:: Exercise description ::
Extract every entry word for word. Skip the pictures.

:: Working data ::
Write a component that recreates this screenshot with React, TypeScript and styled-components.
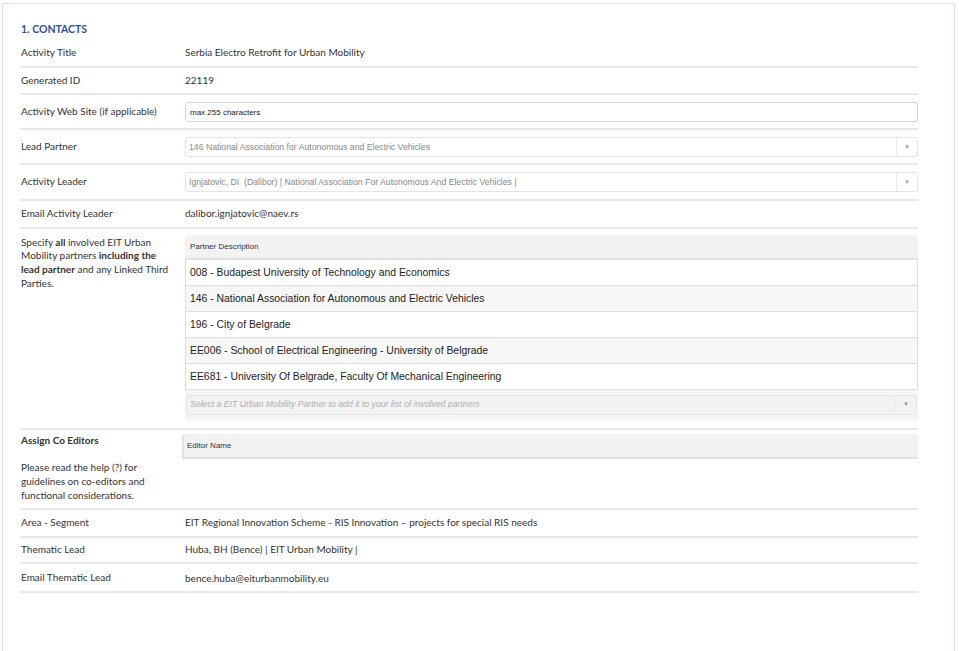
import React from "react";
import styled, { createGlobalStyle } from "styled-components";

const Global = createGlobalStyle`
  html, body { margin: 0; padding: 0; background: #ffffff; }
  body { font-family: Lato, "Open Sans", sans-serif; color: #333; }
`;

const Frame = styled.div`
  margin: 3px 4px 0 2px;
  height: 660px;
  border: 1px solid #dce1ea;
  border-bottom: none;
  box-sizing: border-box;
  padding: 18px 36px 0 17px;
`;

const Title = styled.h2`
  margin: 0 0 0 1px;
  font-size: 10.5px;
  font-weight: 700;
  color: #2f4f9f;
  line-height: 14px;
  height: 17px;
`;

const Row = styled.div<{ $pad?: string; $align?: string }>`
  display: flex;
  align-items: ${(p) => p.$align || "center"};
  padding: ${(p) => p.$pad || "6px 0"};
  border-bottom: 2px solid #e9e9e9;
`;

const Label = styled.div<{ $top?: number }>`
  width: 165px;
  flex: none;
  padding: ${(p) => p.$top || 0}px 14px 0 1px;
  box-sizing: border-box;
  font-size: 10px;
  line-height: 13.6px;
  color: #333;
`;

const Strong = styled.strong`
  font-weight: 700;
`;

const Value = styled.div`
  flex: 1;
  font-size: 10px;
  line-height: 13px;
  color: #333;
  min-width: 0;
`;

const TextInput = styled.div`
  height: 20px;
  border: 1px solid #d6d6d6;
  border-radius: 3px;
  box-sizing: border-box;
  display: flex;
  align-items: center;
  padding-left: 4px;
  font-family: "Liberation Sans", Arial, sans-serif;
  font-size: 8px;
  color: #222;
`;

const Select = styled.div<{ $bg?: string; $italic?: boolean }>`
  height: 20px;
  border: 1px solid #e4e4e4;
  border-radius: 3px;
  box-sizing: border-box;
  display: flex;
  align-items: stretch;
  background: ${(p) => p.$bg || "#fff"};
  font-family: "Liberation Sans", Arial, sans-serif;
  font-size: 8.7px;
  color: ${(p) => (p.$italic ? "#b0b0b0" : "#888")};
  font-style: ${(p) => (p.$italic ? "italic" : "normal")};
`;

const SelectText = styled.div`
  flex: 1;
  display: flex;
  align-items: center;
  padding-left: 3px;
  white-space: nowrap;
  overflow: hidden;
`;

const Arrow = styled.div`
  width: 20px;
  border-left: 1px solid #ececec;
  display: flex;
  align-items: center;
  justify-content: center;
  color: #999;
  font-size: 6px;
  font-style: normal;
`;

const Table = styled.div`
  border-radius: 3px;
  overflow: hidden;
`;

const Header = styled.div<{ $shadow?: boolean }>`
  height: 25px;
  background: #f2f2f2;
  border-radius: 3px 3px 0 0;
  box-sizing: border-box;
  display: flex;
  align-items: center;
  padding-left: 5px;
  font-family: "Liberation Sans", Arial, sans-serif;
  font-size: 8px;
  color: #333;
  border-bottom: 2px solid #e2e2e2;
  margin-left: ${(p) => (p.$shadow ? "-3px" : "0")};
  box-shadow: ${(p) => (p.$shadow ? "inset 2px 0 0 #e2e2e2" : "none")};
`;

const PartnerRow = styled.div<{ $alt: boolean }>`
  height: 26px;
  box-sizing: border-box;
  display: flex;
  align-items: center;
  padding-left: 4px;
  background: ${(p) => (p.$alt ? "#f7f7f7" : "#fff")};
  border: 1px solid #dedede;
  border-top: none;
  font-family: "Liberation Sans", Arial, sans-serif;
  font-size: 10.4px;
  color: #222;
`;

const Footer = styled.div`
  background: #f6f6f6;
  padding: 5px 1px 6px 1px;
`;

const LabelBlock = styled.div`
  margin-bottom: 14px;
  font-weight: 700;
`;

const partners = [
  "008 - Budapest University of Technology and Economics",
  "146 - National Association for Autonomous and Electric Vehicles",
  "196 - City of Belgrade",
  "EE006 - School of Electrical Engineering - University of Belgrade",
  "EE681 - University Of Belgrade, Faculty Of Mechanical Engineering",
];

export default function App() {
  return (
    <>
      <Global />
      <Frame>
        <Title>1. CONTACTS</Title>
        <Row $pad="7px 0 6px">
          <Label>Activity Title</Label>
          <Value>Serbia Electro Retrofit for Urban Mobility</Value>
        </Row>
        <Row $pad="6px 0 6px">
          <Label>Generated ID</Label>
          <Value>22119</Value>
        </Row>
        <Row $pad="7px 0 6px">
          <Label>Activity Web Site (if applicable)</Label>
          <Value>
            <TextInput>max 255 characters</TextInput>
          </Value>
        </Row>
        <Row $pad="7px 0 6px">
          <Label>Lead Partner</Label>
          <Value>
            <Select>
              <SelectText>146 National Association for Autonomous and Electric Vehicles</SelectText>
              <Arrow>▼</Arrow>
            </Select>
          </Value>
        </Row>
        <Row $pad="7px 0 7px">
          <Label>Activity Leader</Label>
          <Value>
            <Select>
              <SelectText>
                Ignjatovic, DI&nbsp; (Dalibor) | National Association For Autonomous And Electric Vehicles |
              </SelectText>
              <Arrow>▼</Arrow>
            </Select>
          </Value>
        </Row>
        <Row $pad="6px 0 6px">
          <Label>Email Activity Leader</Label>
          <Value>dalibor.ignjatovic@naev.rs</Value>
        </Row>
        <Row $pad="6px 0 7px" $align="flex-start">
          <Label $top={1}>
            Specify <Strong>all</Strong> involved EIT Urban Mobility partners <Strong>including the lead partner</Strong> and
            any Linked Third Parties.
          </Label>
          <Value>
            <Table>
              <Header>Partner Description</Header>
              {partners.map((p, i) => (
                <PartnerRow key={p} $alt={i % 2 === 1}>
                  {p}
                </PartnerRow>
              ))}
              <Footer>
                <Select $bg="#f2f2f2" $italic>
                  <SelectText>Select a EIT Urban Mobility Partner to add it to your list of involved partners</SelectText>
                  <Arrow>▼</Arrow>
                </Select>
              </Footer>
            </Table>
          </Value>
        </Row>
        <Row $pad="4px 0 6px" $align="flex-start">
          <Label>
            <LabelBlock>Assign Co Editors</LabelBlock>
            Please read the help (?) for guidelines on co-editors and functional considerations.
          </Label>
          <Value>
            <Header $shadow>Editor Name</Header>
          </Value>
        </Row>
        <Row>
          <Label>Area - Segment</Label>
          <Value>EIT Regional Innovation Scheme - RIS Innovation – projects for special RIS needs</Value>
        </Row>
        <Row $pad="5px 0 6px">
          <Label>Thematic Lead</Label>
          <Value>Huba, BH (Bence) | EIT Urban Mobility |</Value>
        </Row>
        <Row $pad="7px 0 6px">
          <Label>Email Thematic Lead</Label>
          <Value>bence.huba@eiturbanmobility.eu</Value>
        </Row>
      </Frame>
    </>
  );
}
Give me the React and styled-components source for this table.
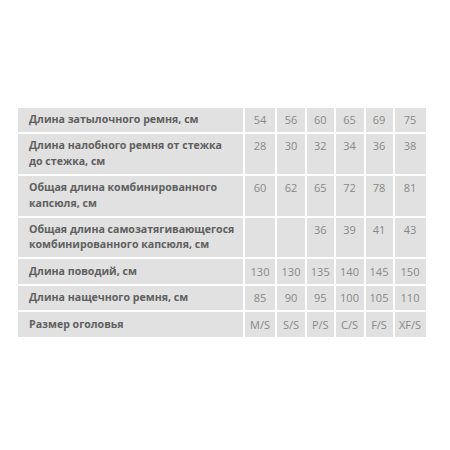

:: Result of this task ::
Write a component that recreates this screenshot with React, TypeScript and styled-components.
import React from "react";
import styled, { createGlobalStyle } from "styled-components";

const Global = createGlobalStyle`
  html, body { margin: 0; padding: 0; background: #ffffff; }
  body { font-family: Lato, "Open Sans", sans-serif; color: #333; }
`;

const Frame = styled.div`
  margin: 3px 4px 0 2px;
  height: 660px;
  border: 1px solid #dce1ea;
  border-bottom: none;
  box-sizing: border-box;
  padding: 18px 36px 0 17px;
`;

const Title = styled.h2`
  margin: 0 0 0 1px;
  font-size: 10.5px;
  font-weight: 700;
  color: #2f4f9f;
  line-height: 14px;
  height: 17px;
`;

const Row = styled.div<{ $pad?: string; $align?: string }>`
  display: flex;
  align-items: ${(p) => p.$align || "center"};
  padding: ${(p) => p.$pad || "6px 0"};
  border-bottom: 2px solid #e9e9e9;
`;

const Label = styled.div<{ $top?: number }>`
  width: 165px;
  flex: none;
  padding: ${(p) => p.$top || 0}px 14px 0 1px;
  box-sizing: border-box;
  font-size: 10px;
  line-height: 13.6px;
  color: #333;
`;

const Strong = styled.strong`
  font-weight: 700;
`;

const Value = styled.div`
  flex: 1;
  font-size: 10px;
  line-height: 13px;
  color: #333;
  min-width: 0;
`;

const TextInput = styled.div`
  height: 20px;
  border: 1px solid #d6d6d6;
  border-radius: 3px;
  box-sizing: border-box;
  display: flex;
  align-items: center;
  padding-left: 4px;
  font-family: "Liberation Sans", Arial, sans-serif;
  font-size: 8px;
  color: #222;
`;

const Select = styled.div<{ $bg?: string; $italic?: boolean }>`
  height: 20px;
  border: 1px solid #e4e4e4;
  border-radius: 3px;
  box-sizing: border-box;
  display: flex;
  align-items: stretch;
  background: ${(p) => p.$bg || "#fff"};
  font-family: "Liberation Sans", Arial, sans-serif;
  font-size: 8.7px;
  color: ${(p) => (p.$italic ? "#b0b0b0" : "#888")};
  font-style: ${(p) => (p.$italic ? "italic" : "normal")};
`;

const SelectText = styled.div`
  flex: 1;
  display: flex;
  align-items: center;
  padding-left: 3px;
  white-space: nowrap;
  overflow: hidden;
`;

const Arrow = styled.div`
  width: 20px;
  border-left: 1px solid #ececec;
  display: flex;
  align-items: center;
  justify-content: center;
  color: #999;
  font-size: 6px;
  font-style: normal;
`;

const Table = styled.div`
  border-radius: 3px;
  overflow: hidden;
`;

const Header = styled.div<{ $shadow?: boolean }>`
  height: 25px;
  background: #f2f2f2;
  border-radius: 3px 3px 0 0;
  box-sizing: border-box;
  display: flex;
  align-items: center;
  padding-left: 5px;
  font-family: "Liberation Sans", Arial, sans-serif;
  font-size: 8px;
  color: #333;
  border-bottom: 2px solid #e2e2e2;
  margin-left: ${(p) => (p.$shadow ? "-3px" : "0")};
  box-shadow: ${(p) => (p.$shadow ? "inset 2px 0 0 #e2e2e2" : "none")};
`;

const PartnerRow = styled.div<{ $alt: boolean }>`
  height: 26px;
  box-sizing: border-box;
  display: flex;
  align-items: center;
  padding-left: 4px;
  background: ${(p) => (p.$alt ? "#f7f7f7" : "#fff")};
  border: 1px solid #dedede;
  border-top: none;
  font-family: "Liberation Sans", Arial, sans-serif;
  font-size: 10.4px;
  color: #222;
`;

const Footer = styled.div`
  background: #f6f6f6;
  padding: 5px 1px 6px 1px;
`;

const LabelBlock = styled.div`
  margin-bottom: 14px;
  font-weight: 700;
`;

const partners = [
  "008 - Budapest University of Technology and Economics",
  "146 - National Association for Autonomous and Electric Vehicles",
  "196 - City of Belgrade",
  "EE006 - School of Electrical Engineering - University of Belgrade",
  "EE681 - University Of Belgrade, Faculty Of Mechanical Engineering",
];

export default function App() {
  return (
    <>
      <Global />
      <Frame>
        <Title>1. CONTACTS</Title>
        <Row $pad="7px 0 6px">
          <Label>Activity Title</Label>
          <Value>Serbia Electro Retrofit for Urban Mobility</Value>
        </Row>
        <Row $pad="6px 0 6px">
          <Label>Generated ID</Label>
          <Value>22119</Value>
        </Row>
        <Row $pad="7px 0 6px">
          <Label>Activity Web Site (if applicable)</Label>
          <Value>
            <TextInput>max 255 characters</TextInput>
          </Value>
        </Row>
        <Row $pad="7px 0 6px">
          <Label>Lead Partner</Label>
          <Value>
            <Select>
              <SelectText>146 National Association for Autonomous and Electric Vehicles</SelectText>
              <Arrow>▼</Arrow>
            </Select>
          </Value>
        </Row>
        <Row $pad="7px 0 7px">
          <Label>Activity Leader</Label>
          <Value>
            <Select>
              <SelectText>
                Ignjatovic, DI&nbsp; (Dalibor) | National Association For Autonomous And Electric Vehicles |
              </SelectText>
              <Arrow>▼</Arrow>
            </Select>
          </Value>
        </Row>
        <Row $pad="6px 0 6px">
          <Label>Email Activity Leader</Label>
          <Value>dalibor.ignjatovic@naev.rs</Value>
        </Row>
        <Row $pad="6px 0 7px" $align="flex-start">
          <Label $top={1}>
            Specify <Strong>all</Strong> involved EIT Urban Mobility partners <Strong>including the lead partner</Strong> and
            any Linked Third Parties.
          </Label>
          <Value>
            <Table>
              <Header>Partner Description</Header>
              {partners.map((p, i) => (
                <PartnerRow key={p} $alt={i % 2 === 1}>
                  {p}
                </PartnerRow>
              ))}
              <Footer>
                <Select $bg="#f2f2f2" $italic>
                  <SelectText>Select a EIT Urban Mobility Partner to add it to your list of involved partners</SelectText>
                  <Arrow>▼</Arrow>
                </Select>
              </Footer>
            </Table>
          </Value>
        </Row>
        <Row $pad="4px 0 6px" $align="flex-start">
          <Label>
            <LabelBlock>Assign Co Editors</LabelBlock>
            Please read the help (?) for guidelines on co-editors and functional considerations.
          </Label>
          <Value>
            <Header $shadow>Editor Name</Header>
          </Value>
        </Row>
        <Row>
          <Label>Area - Segment</Label>
          <Value>EIT Regional Innovation Scheme - RIS Innovation – projects for special RIS needs</Value>
        </Row>
        <Row $pad="5px 0 6px">
          <Label>Thematic Lead</Label>
          <Value>Huba, BH (Bence) | EIT Urban Mobility |</Value>
        </Row>
        <Row $pad="7px 0 6px">
          <Label>Email Thematic Lead</Label>
          <Value>bence.huba@eiturbanmobility.eu</Value>
        </Row>
      </Frame>
    </>
  );
}
Give me the React and styled-components source for this table.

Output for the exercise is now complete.